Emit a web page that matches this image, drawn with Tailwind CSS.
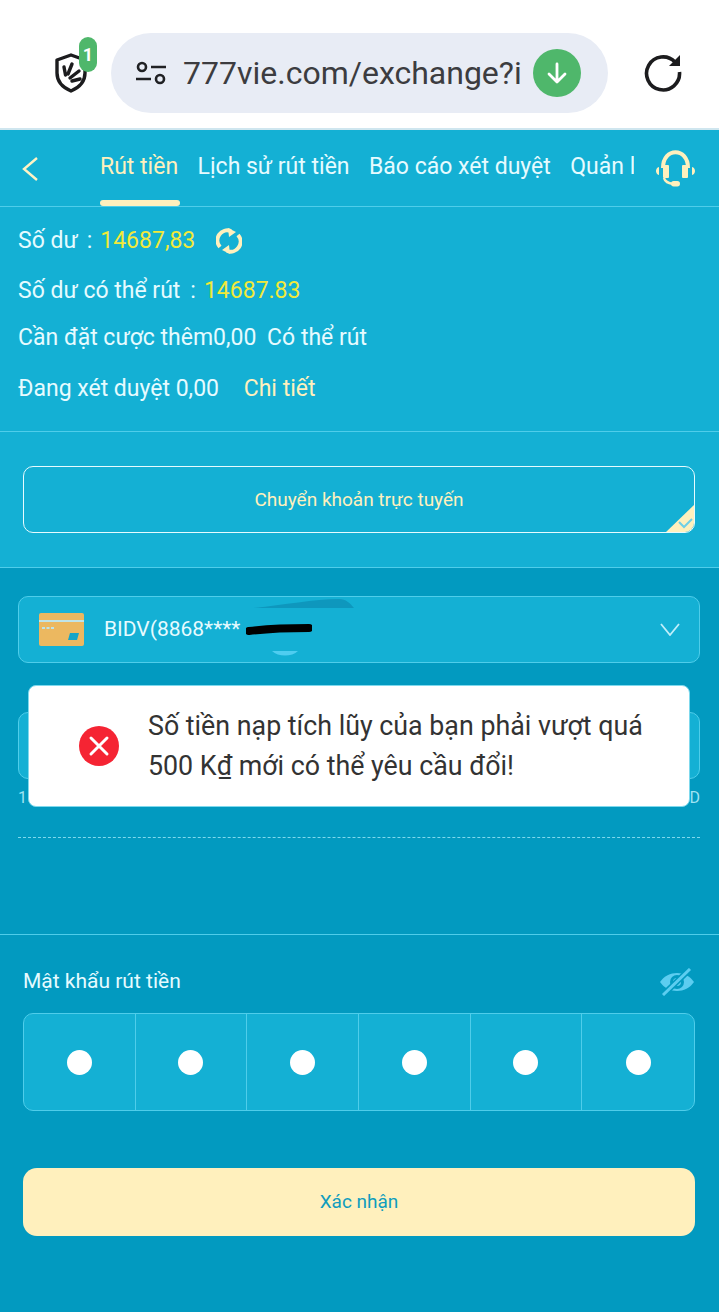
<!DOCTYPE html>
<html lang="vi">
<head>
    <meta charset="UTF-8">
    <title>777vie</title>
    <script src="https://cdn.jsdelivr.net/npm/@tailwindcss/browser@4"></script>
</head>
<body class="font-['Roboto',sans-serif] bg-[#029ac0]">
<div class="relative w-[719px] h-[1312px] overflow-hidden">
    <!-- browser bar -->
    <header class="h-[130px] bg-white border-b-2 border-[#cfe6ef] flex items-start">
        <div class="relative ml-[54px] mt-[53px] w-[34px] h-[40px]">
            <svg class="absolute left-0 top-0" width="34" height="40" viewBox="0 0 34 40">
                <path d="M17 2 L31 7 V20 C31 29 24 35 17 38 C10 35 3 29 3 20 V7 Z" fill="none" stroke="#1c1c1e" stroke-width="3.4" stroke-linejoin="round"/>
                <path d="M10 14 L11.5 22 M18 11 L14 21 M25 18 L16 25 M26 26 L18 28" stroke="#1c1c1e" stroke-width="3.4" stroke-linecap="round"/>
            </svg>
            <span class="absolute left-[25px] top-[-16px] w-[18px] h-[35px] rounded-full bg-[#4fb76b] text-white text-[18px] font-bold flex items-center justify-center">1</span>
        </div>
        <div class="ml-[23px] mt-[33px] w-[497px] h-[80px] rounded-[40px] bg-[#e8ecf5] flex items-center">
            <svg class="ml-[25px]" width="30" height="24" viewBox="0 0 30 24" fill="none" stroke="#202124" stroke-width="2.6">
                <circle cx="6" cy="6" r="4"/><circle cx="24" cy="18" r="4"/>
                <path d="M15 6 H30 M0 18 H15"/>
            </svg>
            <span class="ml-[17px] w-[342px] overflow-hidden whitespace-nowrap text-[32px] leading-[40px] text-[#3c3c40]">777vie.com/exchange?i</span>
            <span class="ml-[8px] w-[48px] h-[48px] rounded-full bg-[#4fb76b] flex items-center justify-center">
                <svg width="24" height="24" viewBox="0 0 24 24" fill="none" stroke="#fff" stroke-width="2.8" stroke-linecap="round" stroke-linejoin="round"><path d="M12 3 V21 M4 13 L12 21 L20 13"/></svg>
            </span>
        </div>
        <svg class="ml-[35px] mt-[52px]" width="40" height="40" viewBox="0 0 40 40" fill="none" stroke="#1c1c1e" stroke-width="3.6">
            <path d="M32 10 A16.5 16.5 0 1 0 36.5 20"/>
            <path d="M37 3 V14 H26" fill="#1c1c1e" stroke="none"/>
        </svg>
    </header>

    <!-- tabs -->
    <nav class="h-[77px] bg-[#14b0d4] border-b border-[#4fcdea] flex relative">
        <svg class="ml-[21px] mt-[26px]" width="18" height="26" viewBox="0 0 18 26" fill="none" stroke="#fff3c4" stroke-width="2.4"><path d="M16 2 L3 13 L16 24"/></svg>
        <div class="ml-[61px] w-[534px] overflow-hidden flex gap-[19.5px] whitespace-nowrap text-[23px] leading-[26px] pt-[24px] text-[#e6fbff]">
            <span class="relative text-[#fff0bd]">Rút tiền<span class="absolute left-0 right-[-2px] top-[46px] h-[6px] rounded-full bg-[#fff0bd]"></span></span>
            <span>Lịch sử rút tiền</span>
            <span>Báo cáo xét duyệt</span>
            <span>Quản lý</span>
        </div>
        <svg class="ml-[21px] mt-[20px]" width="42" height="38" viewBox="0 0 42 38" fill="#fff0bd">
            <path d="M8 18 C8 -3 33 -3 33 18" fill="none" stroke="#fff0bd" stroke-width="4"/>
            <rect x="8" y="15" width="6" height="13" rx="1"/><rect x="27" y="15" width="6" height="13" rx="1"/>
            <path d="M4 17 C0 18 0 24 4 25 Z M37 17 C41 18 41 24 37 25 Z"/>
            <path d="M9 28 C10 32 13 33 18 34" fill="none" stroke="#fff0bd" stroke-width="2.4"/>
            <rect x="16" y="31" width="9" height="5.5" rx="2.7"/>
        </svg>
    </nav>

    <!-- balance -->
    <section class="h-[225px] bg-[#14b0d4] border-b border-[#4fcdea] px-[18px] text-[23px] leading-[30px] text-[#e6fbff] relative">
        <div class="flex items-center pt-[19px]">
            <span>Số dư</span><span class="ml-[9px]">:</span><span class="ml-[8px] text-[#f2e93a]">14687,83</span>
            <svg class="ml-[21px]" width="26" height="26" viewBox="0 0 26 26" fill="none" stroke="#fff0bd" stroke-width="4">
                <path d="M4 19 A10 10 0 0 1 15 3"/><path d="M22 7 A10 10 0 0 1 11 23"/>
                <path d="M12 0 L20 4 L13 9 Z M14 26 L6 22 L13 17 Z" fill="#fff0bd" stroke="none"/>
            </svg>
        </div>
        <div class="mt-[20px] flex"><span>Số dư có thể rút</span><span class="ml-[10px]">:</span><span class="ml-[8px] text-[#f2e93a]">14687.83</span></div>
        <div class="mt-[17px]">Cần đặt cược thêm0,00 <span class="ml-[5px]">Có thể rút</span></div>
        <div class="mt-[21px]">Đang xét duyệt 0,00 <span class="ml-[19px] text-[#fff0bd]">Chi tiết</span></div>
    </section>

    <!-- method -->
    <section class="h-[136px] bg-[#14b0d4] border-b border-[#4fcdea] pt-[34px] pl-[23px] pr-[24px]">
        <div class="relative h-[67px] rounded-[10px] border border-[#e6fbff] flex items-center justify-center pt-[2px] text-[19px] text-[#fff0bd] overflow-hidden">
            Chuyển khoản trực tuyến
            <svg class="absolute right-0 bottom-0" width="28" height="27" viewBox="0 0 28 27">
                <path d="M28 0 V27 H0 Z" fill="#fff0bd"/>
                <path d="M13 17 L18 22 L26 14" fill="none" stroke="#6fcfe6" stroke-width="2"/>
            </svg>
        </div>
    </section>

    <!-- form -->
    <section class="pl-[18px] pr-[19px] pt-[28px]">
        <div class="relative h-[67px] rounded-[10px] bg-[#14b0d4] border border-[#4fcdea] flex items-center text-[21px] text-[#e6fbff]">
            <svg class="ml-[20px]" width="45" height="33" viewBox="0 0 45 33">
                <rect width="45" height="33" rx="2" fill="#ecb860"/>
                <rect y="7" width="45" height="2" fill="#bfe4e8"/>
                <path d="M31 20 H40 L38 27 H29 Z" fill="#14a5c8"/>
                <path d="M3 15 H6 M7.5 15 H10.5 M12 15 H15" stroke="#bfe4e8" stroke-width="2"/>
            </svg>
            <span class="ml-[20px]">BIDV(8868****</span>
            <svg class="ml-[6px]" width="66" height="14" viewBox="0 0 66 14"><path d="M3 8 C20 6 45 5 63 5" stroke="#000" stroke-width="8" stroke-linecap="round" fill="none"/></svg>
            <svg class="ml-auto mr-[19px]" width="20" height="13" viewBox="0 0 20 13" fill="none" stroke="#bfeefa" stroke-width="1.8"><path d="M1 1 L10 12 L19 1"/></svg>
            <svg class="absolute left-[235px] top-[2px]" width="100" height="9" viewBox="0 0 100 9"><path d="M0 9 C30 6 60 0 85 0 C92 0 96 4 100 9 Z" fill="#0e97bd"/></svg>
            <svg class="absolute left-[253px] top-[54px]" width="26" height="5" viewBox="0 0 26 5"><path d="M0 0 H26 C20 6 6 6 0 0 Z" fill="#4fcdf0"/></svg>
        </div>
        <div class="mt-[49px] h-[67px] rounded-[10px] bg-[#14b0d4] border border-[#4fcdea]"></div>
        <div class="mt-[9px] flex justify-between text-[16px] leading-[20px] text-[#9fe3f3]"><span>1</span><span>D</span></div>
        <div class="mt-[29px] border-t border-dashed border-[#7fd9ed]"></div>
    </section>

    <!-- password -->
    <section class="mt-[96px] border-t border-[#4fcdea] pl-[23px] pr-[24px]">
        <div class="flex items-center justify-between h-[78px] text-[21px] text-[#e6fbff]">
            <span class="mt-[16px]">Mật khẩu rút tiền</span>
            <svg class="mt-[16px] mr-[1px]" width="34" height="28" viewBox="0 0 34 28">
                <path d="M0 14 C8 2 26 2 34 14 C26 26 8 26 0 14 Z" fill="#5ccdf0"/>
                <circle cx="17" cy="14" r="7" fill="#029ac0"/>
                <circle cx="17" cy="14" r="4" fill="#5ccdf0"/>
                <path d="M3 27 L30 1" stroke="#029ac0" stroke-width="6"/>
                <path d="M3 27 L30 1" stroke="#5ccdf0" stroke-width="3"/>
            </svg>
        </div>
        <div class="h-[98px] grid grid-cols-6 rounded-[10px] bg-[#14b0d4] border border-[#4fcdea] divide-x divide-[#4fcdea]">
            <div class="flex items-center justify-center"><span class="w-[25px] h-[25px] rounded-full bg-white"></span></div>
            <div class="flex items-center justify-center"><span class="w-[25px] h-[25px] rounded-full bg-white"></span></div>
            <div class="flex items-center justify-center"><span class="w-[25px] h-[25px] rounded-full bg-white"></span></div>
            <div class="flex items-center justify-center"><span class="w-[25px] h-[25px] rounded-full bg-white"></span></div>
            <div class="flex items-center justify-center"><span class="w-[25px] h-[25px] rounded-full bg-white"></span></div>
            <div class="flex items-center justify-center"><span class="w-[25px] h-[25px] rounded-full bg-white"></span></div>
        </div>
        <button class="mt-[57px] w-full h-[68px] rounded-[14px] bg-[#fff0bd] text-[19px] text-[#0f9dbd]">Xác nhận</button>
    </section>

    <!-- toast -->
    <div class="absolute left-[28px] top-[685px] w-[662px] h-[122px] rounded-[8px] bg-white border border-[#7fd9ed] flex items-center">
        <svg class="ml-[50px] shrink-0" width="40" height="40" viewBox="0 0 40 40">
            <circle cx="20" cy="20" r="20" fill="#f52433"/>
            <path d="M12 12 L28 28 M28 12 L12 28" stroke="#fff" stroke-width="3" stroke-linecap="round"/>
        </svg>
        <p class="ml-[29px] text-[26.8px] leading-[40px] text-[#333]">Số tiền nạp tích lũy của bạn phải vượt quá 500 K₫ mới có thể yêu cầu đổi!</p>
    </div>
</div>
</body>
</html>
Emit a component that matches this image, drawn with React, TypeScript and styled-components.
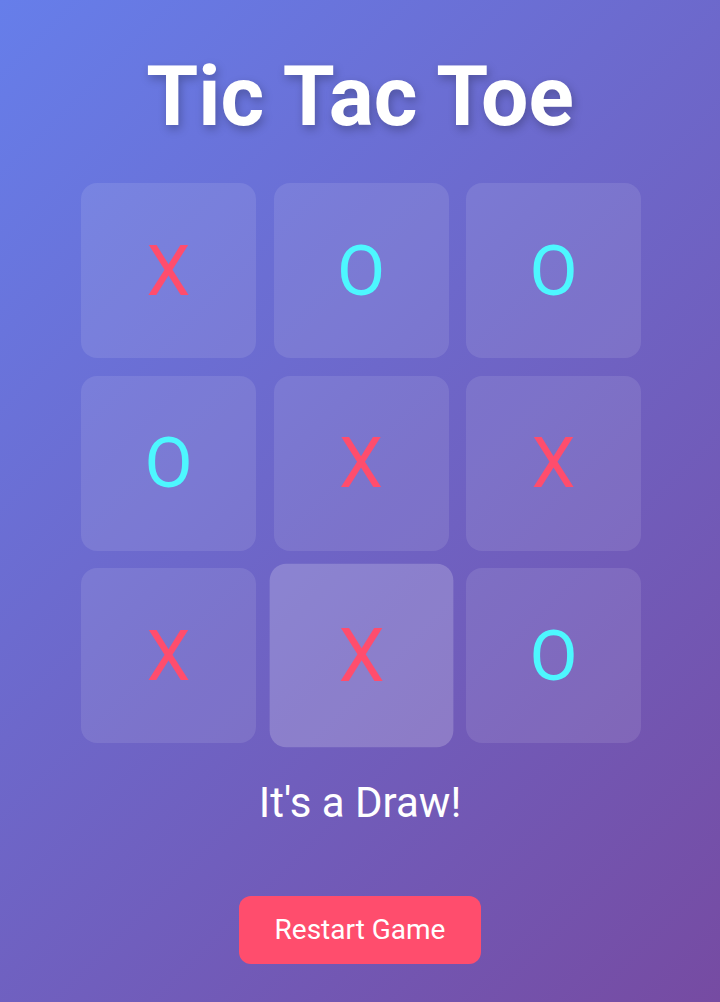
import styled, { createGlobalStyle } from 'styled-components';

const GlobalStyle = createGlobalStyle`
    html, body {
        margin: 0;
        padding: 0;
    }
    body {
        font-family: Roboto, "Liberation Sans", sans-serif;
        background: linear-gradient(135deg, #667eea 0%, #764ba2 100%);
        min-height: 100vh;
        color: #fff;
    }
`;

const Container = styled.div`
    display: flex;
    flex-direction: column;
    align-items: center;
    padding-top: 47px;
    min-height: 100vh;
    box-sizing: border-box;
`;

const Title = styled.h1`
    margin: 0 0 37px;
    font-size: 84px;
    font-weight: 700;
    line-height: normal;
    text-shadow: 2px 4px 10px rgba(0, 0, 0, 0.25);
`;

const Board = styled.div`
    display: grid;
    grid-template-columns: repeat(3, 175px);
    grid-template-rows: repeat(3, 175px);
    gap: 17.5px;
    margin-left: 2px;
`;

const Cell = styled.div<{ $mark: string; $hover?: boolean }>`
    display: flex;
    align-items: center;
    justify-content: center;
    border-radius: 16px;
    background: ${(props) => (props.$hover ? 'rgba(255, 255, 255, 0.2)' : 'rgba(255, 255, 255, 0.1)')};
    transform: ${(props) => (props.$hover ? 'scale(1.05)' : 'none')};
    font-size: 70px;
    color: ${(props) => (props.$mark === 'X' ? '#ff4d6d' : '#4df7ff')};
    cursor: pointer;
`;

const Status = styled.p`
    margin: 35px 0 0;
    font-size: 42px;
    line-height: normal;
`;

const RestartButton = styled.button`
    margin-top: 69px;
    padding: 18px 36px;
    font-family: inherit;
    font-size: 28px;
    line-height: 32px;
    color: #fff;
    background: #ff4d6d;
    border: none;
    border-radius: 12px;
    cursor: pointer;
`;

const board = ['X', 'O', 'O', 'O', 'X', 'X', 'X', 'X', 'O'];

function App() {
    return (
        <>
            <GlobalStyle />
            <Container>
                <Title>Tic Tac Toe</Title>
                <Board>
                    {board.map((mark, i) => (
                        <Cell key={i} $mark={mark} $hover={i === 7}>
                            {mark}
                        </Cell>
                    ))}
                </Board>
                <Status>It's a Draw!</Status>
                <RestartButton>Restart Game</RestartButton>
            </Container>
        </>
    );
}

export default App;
################
* [SHORT EXERCISE] Reproduce each line of the material containing the word "with".

* [EXPECTED ANSWER]
Emit a web page that matches this image, drawn with Tailwind CSS.
Emit a component that matches this image, drawn with React, TypeScript and styled-components.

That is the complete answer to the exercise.